Strategic importance of Green Hydrogen in India
This impetus for India’s hydrogen transition initiatives must be viewed from the perspective of the country’s larger goals for economic development, energy security, and a low-carbon economy. The rapid adoption of a higher percentage of renewable energy sources in the electrical grid and the electrification of end users like transport are essential to India's efforts to transition to a low-carbon economy.
However, it is implicitly acknowledged that certain substances, such as steel, ammonia, cement, and plastic, essential to industrialization and urbanization and cannot be decarbonized by electricity alone, have no replacements. The key to achieving a real low-carbon economy is green hydrogen. In the figure below, Power, Industry, and Transport sectors contribute to the highest levels of CO2 emissions. The introduction of green hydrogen in these sectors will help in decarbonization.
This transformation may benefit India, given its renewable energy sector’s size, scope, and economic competitiveness. In contrast to fossil fuels, green hydrogen may be created anywhere there is a large amount of renewable potential. India is fortunate in that regard. This will enable a domestically produced energy carrier to emerge, eliminating reliance on imports for vital energy inputs like natural gas and petroleum.
Potential domains for development in the Green Hydrogen value chain
The complete value chain for the green hydrogen economy includes production, storage, supply, research and development, export, component manufacturing, and domestic application. For India to leverage the existing renewable energy potential and evolve as a global leader in green hydrogen, focus on production and export will be crucial. Research and development will be the key to reducing the current cost of green hydrogen and making green hydrogen prices competitive with grey hydrogen. The supply/transportation of green hydrogen is another critical issue where a lot of focus is needed.
The figure below details how India is leading forward with the strategies for developing a green hydrogen value chain. The areas of component manufacturing, storage, and domestic application are kept under mild level strategy as the Indian markets for the uptake of green hydrogen are growing slowly, and there is an immediate need to introduce the right policies and mandates.
Role of Policy Making to boost Green Hydrogen development
Over the past few years, the role of hydrogen as a new energy vector for hard-to-decarbonize sectors has significantly been recognized. This, however, depends entirely on sustainable hydrogen production while ensuring safety, affordability, and availability. Globally, Green and low-carbon hydrogen has been strategically added to their hydrogen policies, roadmaps, and strategies.
Polices can be the backbone of the growing hydrogen economy. Governments and diverse stakeholders are already working to find effective policies to include the role of hydrogen in the clean energy transition. These policies should be designed exclusively oriented toward the priorities and constraints of the country. This provides resource availability, infrastructure requirements, and expected investment and growth. This article has identified major six areas for consideration by policymakers.

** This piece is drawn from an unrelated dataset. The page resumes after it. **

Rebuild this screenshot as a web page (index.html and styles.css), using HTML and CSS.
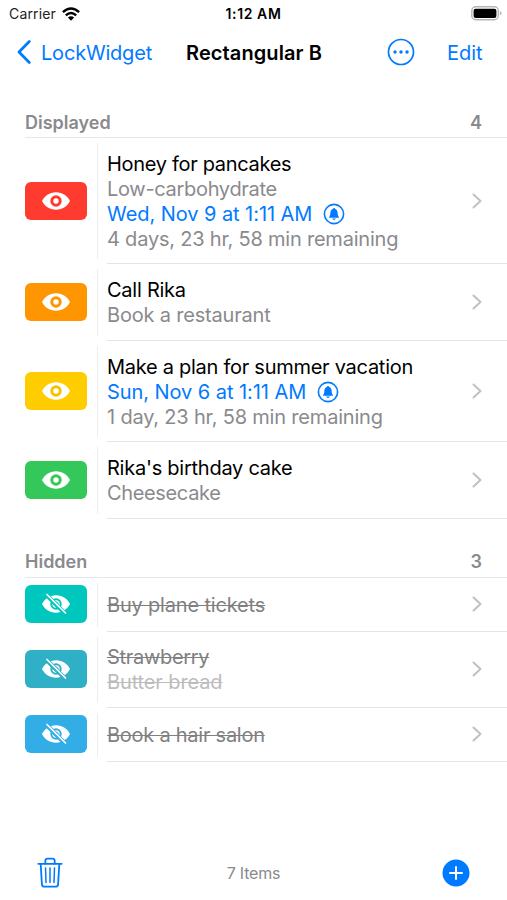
FILE: index.html
```html
<!DOCTYPE html>
<html lang="en">
<head>
<meta charset="utf-8">
<title>LockWidget</title>
<link rel="stylesheet" href="styles.css">
</head>
<body>
<svg class="defs" aria-hidden="true">
  <symbol id="eye" viewBox="0 0 30 22">
    <path fill="#fff" d="M1 11C3.500 6 8.500 2.300 15 2.300S26.500 6 29 11C26.500 16 21.500 19.700 15 19.700S3.500 16 1 11Z"/>
    <circle cx="15" cy="11" r="4.200" fill="none" stroke="currentColor" stroke-width="3"/>
  </symbol>
  <symbol id="eye-off" viewBox="0 0 30 22">
    <path fill="#fff" d="M1 11C3.500 6 8.500 2.300 15 2.300S26.500 6 29 11C26.500 16 21.500 19.700 15 19.700S3.500 16 1 11Z"/>
    <circle cx="15" cy="11" r="4.700" fill="none" stroke="currentColor" stroke-width="2"/>
    <circle cx="15" cy="11" r="2" fill="none" stroke="currentColor" stroke-width="1"/>
    <path d="M5 1.500L23.800 20.300" stroke="currentColor" stroke-width="4.400"/>
    <path d="M6 1.500L24.500 20" stroke="#fff" stroke-width="1.700" stroke-linecap="round"/>
  </symbol>
  <symbol id="chevron" viewBox="0 0 10 16">
    <path d="M1.500 1.500L8.500 8L1.500 14.500" fill="none" stroke="#c1c1c3" stroke-width="2" stroke-linecap="round" stroke-linejoin="round"/>
  </symbol>
  <symbol id="bell" viewBox="0 0 22 22">
    <circle cx="11" cy="11" r="9.600" fill="none" stroke="currentColor" stroke-width="1.600"/>
    <path fill="currentColor" d="M6 14.800C6 13.500 7.200 13.300 7.300 10.500C7.400 7.700 8.200 6.400 9.800 5.900C10 4.700 12 4.700 12.200 5.900C13.800 6.400 14.600 7.700 14.700 10.500C14.800 13.300 16 13.500 16 14.800ZM9.200 15.600H12.800C12.500 17.500 9.500 17.500 9.200 15.600Z"/>
  </symbol>
</svg>

<header class="status">
  <span class="carrier">Carrier</span>
  <svg class="wifi" viewBox="0 0 18 14"><g fill="none" stroke="#000" stroke-width="2.400"><path d="M.9 5.200Q9-2.200 17.100 5.200"/><path d="M3.800 8.300Q9 3.700 14.200 8.300"/></g><path d="M5.900 10.400Q9 7.900 12.100 10.400L9 13.700Z"/></svg>
  <span class="clock">1:12 AM</span>
  <svg class="battery" viewBox="0 0 31 15"><rect x=".8" y=".8" width="26.500" height="13" rx="4" fill="#fff" stroke="#b5b5b5" stroke-width="1.400"/><rect x="2.600" y="2.700" width="22.800" height="9.200" rx="2"/><path d="M28.900 5v4.600Q30.500 8.800 30.500 7.300T28.900 5" fill="#b5b5b5"/></svg>
</header>

<nav class="nav">
  <svg class="back" viewBox="0 0 14 24"><path d="M12.300 1.500L2 12L12.300 22.500" fill="none" stroke="currentColor" stroke-width="2.700" stroke-linecap="round" stroke-linejoin="round"/></svg>
  <span class="back-label">LockWidget</span>
  <h1 class="title">Rectangular B</h1>
  <svg class="more" viewBox="0 0 28 28"><circle cx="14" cy="14" r="12.500" fill="none" stroke="currentColor" stroke-width="1.700"/><g fill="currentColor"><circle cx="8" cy="14" r="1.700"/><circle cx="14" cy="14" r="1.700"/><circle cx="20" cy="14" r="1.700"/></g></svg>
  <span class="edit">Edit</span>
</nav>

<main>
  <section class="group">
    <h2 class="head"><span>Displayed</span><span class="count">4</span></h2>
    <div class="row four">
      <div class="swatch red"><svg><use href="#eye"/></svg></div><i class="rule"></i>
      <div class="body"><p class="name t1">Honey for pancakes</p><p class="note t2">Low-carbohydrate</p><p class="date"><span>Wed, Nov 9 at 1:11 AM</span><svg><use href="#bell"/></svg></p><p class="note t4">4 days, 23 hr, 58 min remaining</p></div>
      <svg class="chevron"><use href="#chevron"/></svg>
    </div>
    <div class="row two">
      <div class="swatch orange"><svg><use href="#eye"/></svg></div><i class="rule"></i>
      <div class="body"><p class="name t5">Call Rika</p><p class="note t6">Book a restaurant</p></div>
      <svg class="chevron"><use href="#chevron"/></svg>
    </div>
    <div class="row three">
      <div class="swatch yellow"><svg><use href="#eye"/></svg></div><i class="rule"></i>
      <div class="body"><p class="name t7">Make a plan for summer vacation</p><p class="date"><span>Sun, Nov 6 at 1:11 AM</span><svg><use href="#bell"/></svg></p><p class="note t9">1 day, 23 hr, 58 min remaining</p></div>
      <svg class="chevron"><use href="#chevron"/></svg>
    </div>
    <div class="row two">
      <div class="swatch green"><svg><use href="#eye"/></svg></div><i class="rule"></i>
      <div class="body"><p class="name t10">Rika's birthday cake</p><p class="note t11">Cheesecake</p></div>
      <svg class="chevron"><use href="#chevron"/></svg>
    </div>
  </section>

  <section class="group hidden-group">
    <h2 class="head"><span>Hidden</span><span class="count">3</span></h2>
    <div class="row one">
      <div class="swatch mint"><svg><use href="#eye-off"/></svg></div><i class="rule"></i>
      <div class="body"><p class="name t12">Buy plane tickets</p></div>
      <svg class="chevron"><use href="#chevron"/></svg>
    </div>
    <div class="row two short">
      <div class="swatch teal"><svg><use href="#eye-off"/></svg></div><i class="rule"></i>
      <div class="body"><p class="name t13">Strawberry</p><p class="note t14">Butter bread</p></div>
      <svg class="chevron"><use href="#chevron"/></svg>
    </div>
    <div class="row one">
      <div class="swatch cyan"><svg><use href="#eye-off"/></svg></div><i class="rule"></i>
      <div class="body"><p class="name t15">Book a hair salon</p></div>
      <svg class="chevron"><use href="#chevron"/></svg>
    </div>
  </section>
</main>

<footer class="toolbar">
  <svg class="trash" viewBox="0 0 26 32"><g fill="none" stroke="currentColor" stroke-width="1.800" stroke-linecap="round" stroke-linejoin="round"><path d="M1.300 6.800H24.700"/><path d="M8.300 6.500V4Q8.300 1.700 10.600 1.700H15.400Q17.700 1.700 17.700 4V6.500"/><path d="M3.700 7L4.900 27.200Q5 29.700 7.500 29.700H18.500Q21 29.700 21.100 27.200L22.300 7"/><path d="M8.500 11L9 25.500M13 11V25.500M17.500 11L17 25.500" stroke-width="1.500"/></g></svg>
  <span class="total">7 Items</span>
  <svg class="add" viewBox="0 0 28 28"><circle cx="14" cy="14" r="13.500" fill="currentColor"/><path d="M14 8V20M8 14H20" stroke="#fff" stroke-width="2" stroke-linecap="round"/></svg>
</footer>
</body>
</html>
```
FILE: styles.css
```css
* { box-sizing: border-box; margin: 0; padding: 0; }
body { width: 507px; height: 900px; background: #fff; color: #000; font-family: Inter, "Liberation Sans", sans-serif; font-size: 20px; line-height: 25px; display: flex; flex-direction: column; overflow: hidden; }
.defs { position: absolute; width: 0; height: 0; }
svg { display: block; flex: none; }

.status { height: 27px; display: grid; grid-template-columns: 53px 1fr auto 1fr 30px; align-items: center; padding: 0 6px 0 9px; font-size: 14px; line-height: 27px; }
.carrier { color: #222; white-space: nowrap; letter-spacing: .15px; }
.wifi { width: 18px; height: 14px; }
.clock { font-weight: 600; letter-spacing: .6px; grid-column: 3; margin-left: -26px; }
.battery { grid-column: 5; width: 31px; height: 15px; }

.nav { height: 50px; display: flex; align-items: center; padding-left: 17px; color: #007aff; white-space: nowrap; }
.back { width: 14px; height: 24px; margin-right: 10px; }
.back-label { width: 145px; letter-spacing: -.2px; padding-top: 2px; }
.title { width: 201px; font-size: 20px; font-weight: 600; color: #000; letter-spacing: .1px; padding-top: 2px; }
.edit { padding-top: 2px; }
.more { width: 28px; height: 28px; margin-right: 32px; }

.head { height: 61px; margin-left: 25px; padding: 33px 25px 0 0; border-bottom: 1px solid #e8e8e8; display: flex; justify-content: space-between; font-size: 18px; font-weight: 600; line-height: 25px; color: #8a8a8e; }
.hidden-group .head { height: 59px; padding-top: 30px; }
.row { display: flex; align-items: center; padding-left: 25px; }
.four { height: 126px; }
.three { height: 101px; }
.two { height: 77px; }
.short { height: 76px; }
.one { height: 54px; }
.swatch { width: 62px; height: 38px; margin-bottom: 1px; border-radius: 6px; display: flex; align-items: center; justify-content: center; flex: none; }
.hidden-group .swatch, .hidden-group .chevron { margin-bottom: 2px; }
.swatch svg { width: 30px; height: 22px; }
.rule { width: 1px; align-self: stretch; margin: 5px 9px 5px 10px; background: #ededed; flex: none; }
.body { flex: 1; align-self: stretch; display: flex; flex-direction: column; justify-content: center; padding-top: 2px; border-bottom: 1px solid #e4e4e5; white-space: nowrap; }
.short .body { padding-top: 0; }
.chevron { width: 10px; height: 16px; margin: 0 25px 1px -35px; }
.note { color: #8a8a8e; }
.date { color: #007aff; display: flex; align-items: center; gap: 11px; letter-spacing: -.06px; }
.date svg { width: 22px; height: 22px; margin-bottom: 1px; }
.hidden-group p { text-decoration: line-through; text-decoration-thickness: 1px; }
.hidden-group .name { color: #808080; }
.hidden-group .note { color: #bcbcbe; }

.t1, .t2, .t13 { letter-spacing: -.31px; }
.t4 { letter-spacing: -.21px; }
.t5, .t10, .t15 { letter-spacing: -.25px; }
.t6, .t9 { letter-spacing: -.19px; }
.t7 { letter-spacing: -.27px; }
.t11 { letter-spacing: -.35px; }
.t12 { letter-spacing: -.18px; }
.t14 { letter-spacing: -.12px; }

.red { background: #ff3b30; color: #ff3b30; }
.orange { background: #ff9500; color: #ff9500; }
.yellow { background: #ffcc00; color: #f5c400; }
.green { background: #34c759; color: #34c759; }
.mint { background: #00c7be; color: #00c7be; }
.teal { background: #30b0c7; color: #30b0c7; }
.cyan { background: #32ade6; color: #32ade6; }

.toolbar { margin-top: auto; height: 54px; display: flex; align-items: center; justify-content: space-between; padding: 0 37px; color: #007aff; }
.trash { width: 26px; height: 32px; }
.total { font-size: 16px; letter-spacing: -.2px; padding-left: 2px; padding-top: 1px; color: #8a8a8e; }
.add { width: 28px; height: 28px; }
```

• Demand creation: The demand creation for green or low-carbon hydrogen is crucial. Policies favoring demand creation can be a major push to encourage its early adoption as a clean energy vector.
• Financial support: Policy framework based on Risk share model is required to mitigate investment risks across the complete hydrogen value chain and to support public-private partnerships for fast roll out of green or low-carbon hydrogen. It will reduce the pressure on the government and mitigate risks for public and private sectors participating in this nascent industry.

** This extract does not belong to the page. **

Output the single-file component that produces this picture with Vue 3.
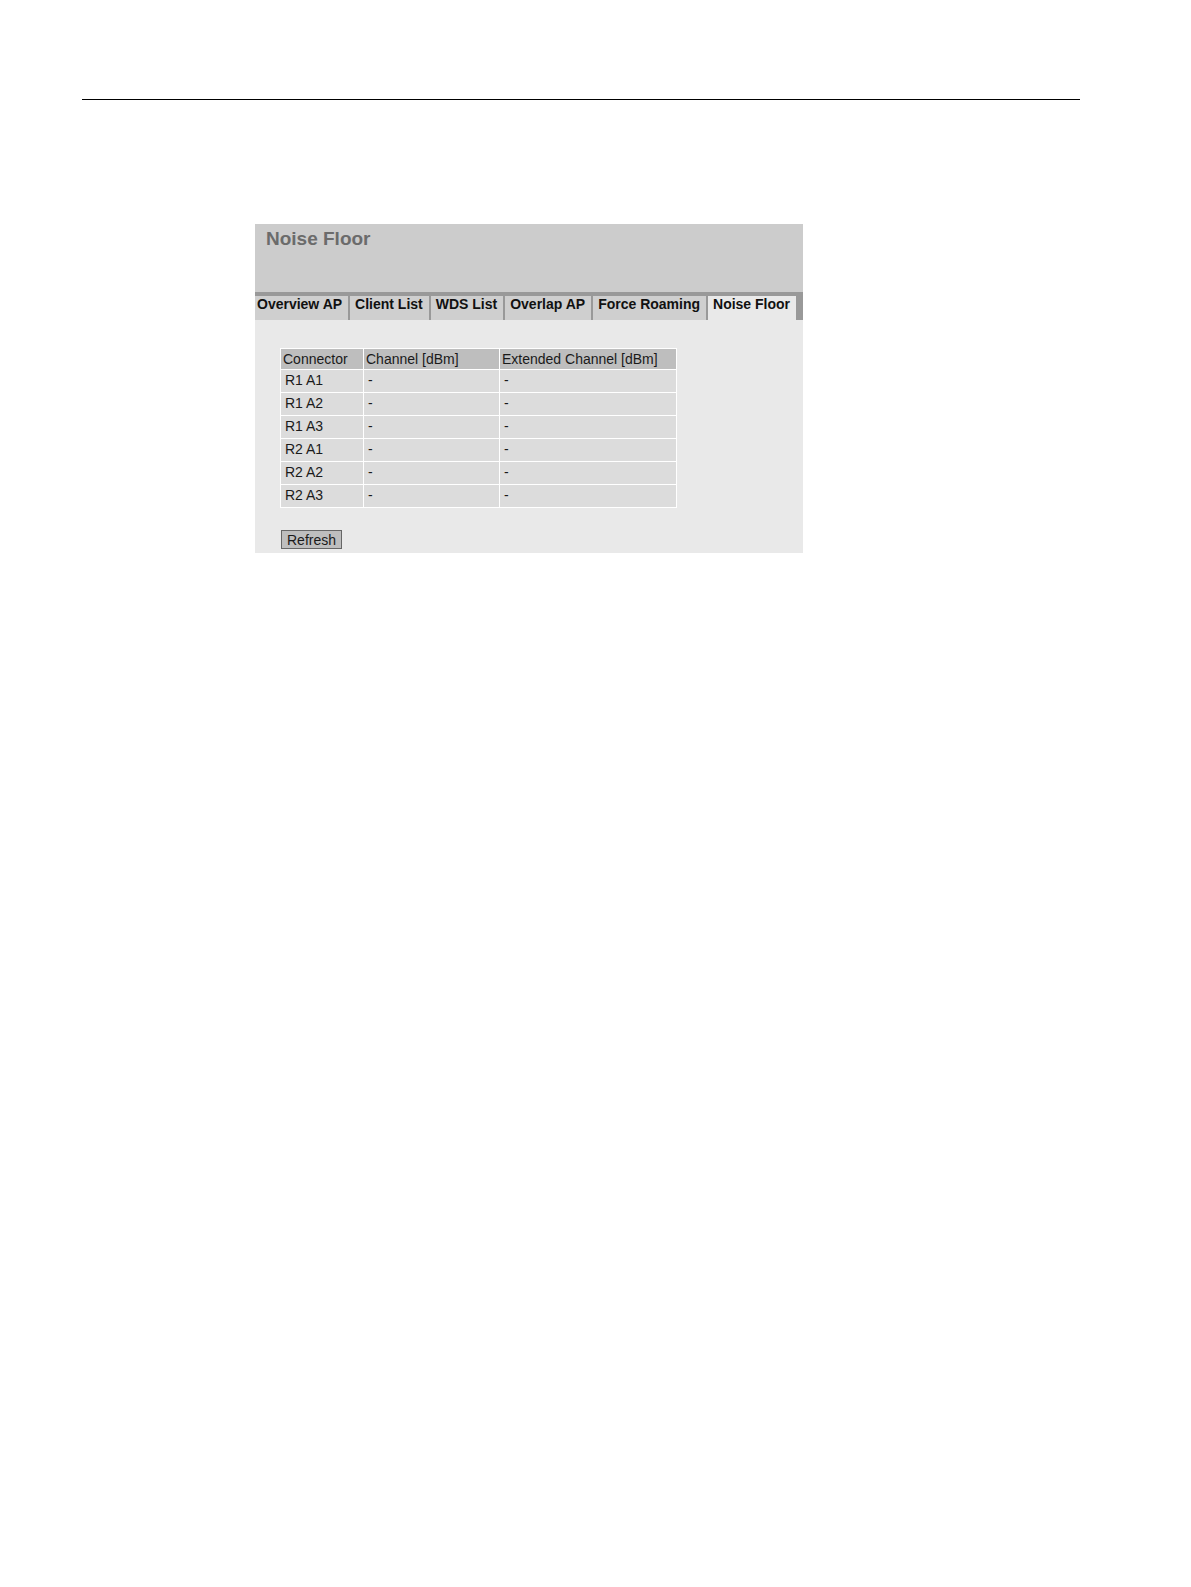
<template>
  <main class="page">
    <hr class="page-rule" />

    <section class="panel">
      <header class="panel-head">
        <h1 class="panel-title">Noise Floor</h1>
      </header>

      <nav class="tabs">
        <a
          v-for="tab in tabs"
          :key="tab"
          href="#"
          class="tab"
          :class="{ active: tab === activeTab }"
          @click.prevent="activeTab = tab"
        >{{ tab }}</a>
      </nav>

      <div class="panel-body">
        <table class="noise-table">
          <thead>
            <tr>
              <th class="col-connector" scope="col">Connector</th>
              <th class="col-channel" scope="col">Channel [dBm]</th>
              <th class="col-extended" scope="col">Extended Channel [dBm]</th>
            </tr>
          </thead>
          <tbody>
            <tr v-for="row in rows" :key="row.connector">
              <td>{{ row.connector }}</td>
              <td>{{ row.channel }}</td>
              <td>{{ row.extended }}</td>
            </tr>
          </tbody>
        </table>

        <button type="button" class="refresh">Refresh</button>
      </div>
    </section>
  </main>
</template>

<script setup>
import { ref } from 'vue'

const tabs = ['Overview AP', 'Client List', 'WDS List', 'Overlap AP', 'Force Roaming', 'Noise Floor']
const activeTab = ref('Noise Floor')

const rows = ['R1 A1', 'R1 A2', 'R1 A3', 'R2 A1', 'R2 A2', 'R2 A3'].map((connector) => ({
  connector,
  channel: '-',
  extended: '-',
}))
</script>

<style>
body { background: #fff; }
</style>

<style scoped>
.page {
  padding: 99px 111px 40px 82px;
  font-family: 'Liberation Sans', Arial, sans-serif;
  font-size: 14px; line-height: 16px; color: #1A1A1A;
}

.page-rule { height: 1px; margin: 0; border: none; background: #000; }

.panel {
  max-width: 548px; margin: 124px 0 0 173px;
  background: #E9E9E9;
}

/* Head */
.panel-head { height: 68px; padding: 4px 11px; box-sizing: border-box; background: #CCCCCC; }
.panel-title { margin: 0; font-size: 19px; line-height: 22px; font-weight: 700; color: #6B6B6B; }

/* Tabs */
.tabs {
  display: flex; gap: 2px;
  padding: 4px 7px 0 0; background: #999999;
}
.tab {
  flex: 1 1 auto; height: 24px; padding: 0 4px 0 5px;
  background: #CFCFCF; color: #111;
  font-weight: 700; line-height: 17px;
  text-decoration: none; white-space: nowrap;
}
.tab:first-child { padding-left: 2px; }
.tab.active { background: #E9E9E9; }

/* Body */
.panel-body { padding: 28px 25px 4px; }

.noise-table { border-collapse: collapse; margin-bottom: 22px; }
.noise-table th,
.noise-table td {
  box-sizing: border-box; border: 1px solid #FFF;
  text-align: left; font-weight: 400;
}
.noise-table th { height: 21px; padding: 0 2px; background: #BEBEBE; }
.noise-table td { height: 23px; padding: 0 4px 2px; background: #DCDCDC; }
.col-connector { width: 83px; }
.col-channel { width: 136px; }
.col-extended { width: 177px; }

.refresh {
  display: block; height: 19px; padding: 0 5px; margin-left: 1px;
  border: 1px solid #666; border-radius: 0;
  background: #BEBEBE; color: #1A1A1A;
  font: inherit; cursor: pointer;
}
</style>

• Technology and scale of manufacturing: Policy steps like promotion of R&D, knowledge sharing, technology transfer, international collaborations, joint demonstration projects, innovation, and scale of manufacturing are the key drivers that essentially lead to drive down the levelized cost of hydrogen and promoting the competitiveness amongst various hydrogen technologies.
• International trade: Policies are required to support international trade that can ease the risk related to uncertainty in domestic demand. It will further boost investors’ confidence and ensure that the demand for green or low-carbon hydrogen at the global level can be met. International partnerships, harmonization of standards and certification, and development of hydrogen hubs /valleys near to the ports can be some of the initial steps to boost international trade.
• Harmonization of global standards and certification: To ensure clean practices, promote international trade, and boost confidence among consumers, developers, and investors in green or low-carbon hydrogen markets, it is required at policy making level to establish globally accepted standards, regulatory framework, and hydrogen certification system.
• Skill development: New skilled and unskilled workforce is required in big numbers during this Energy Transitioning to green or low-carbon hydrogen. It is perceived that this can be achieved by leveraging existing skills and developing new skills among the workforce across the hydrogen ecosystem, including industries, academia, and government. Training, apprenticeship programs, workshops, and the introduction of new educational courses can be some major steps that can be taken to support skill development at the public and private level.
Latest Development across Green Hydrogen economy
India has recognized the critical role of Green Hydrogen in its energy transition mission and set its sight on becoming energy independent by 2047 and achieving Net Zero by 2070.
India sets its National Green Hydrogen mission to provide a comprehensive action plan for establishing a Green Hydrogen ecosystem and catalyzing a systematic response to the opportunities and challenges of this sunrise energy sector.
An initial financial outlay for the Green Hydrogen Mission will be INR 19,744 crore, including an outlay of INR 17,490 crore for the SIGHT program, INR 1,466 crore for pilot projects, INR 400 crore for R&D, and INR 388 crore towards other Mission components. The Ministry of New and Renewable Energy will formulate definitive schemes and guidelines for the directional implementation of the respective components of financial outlay.
This will help in creating over six lakh jobs across the sector and cumulative reduction in energy import bill by over one lakh crore.
At the conclusion, the author believes that future of India’s New Energy sector is promising in all aspects that it will provide India a robust platform to excel in latest advancements of the technologies, catering to good and healthy life for the generations to come.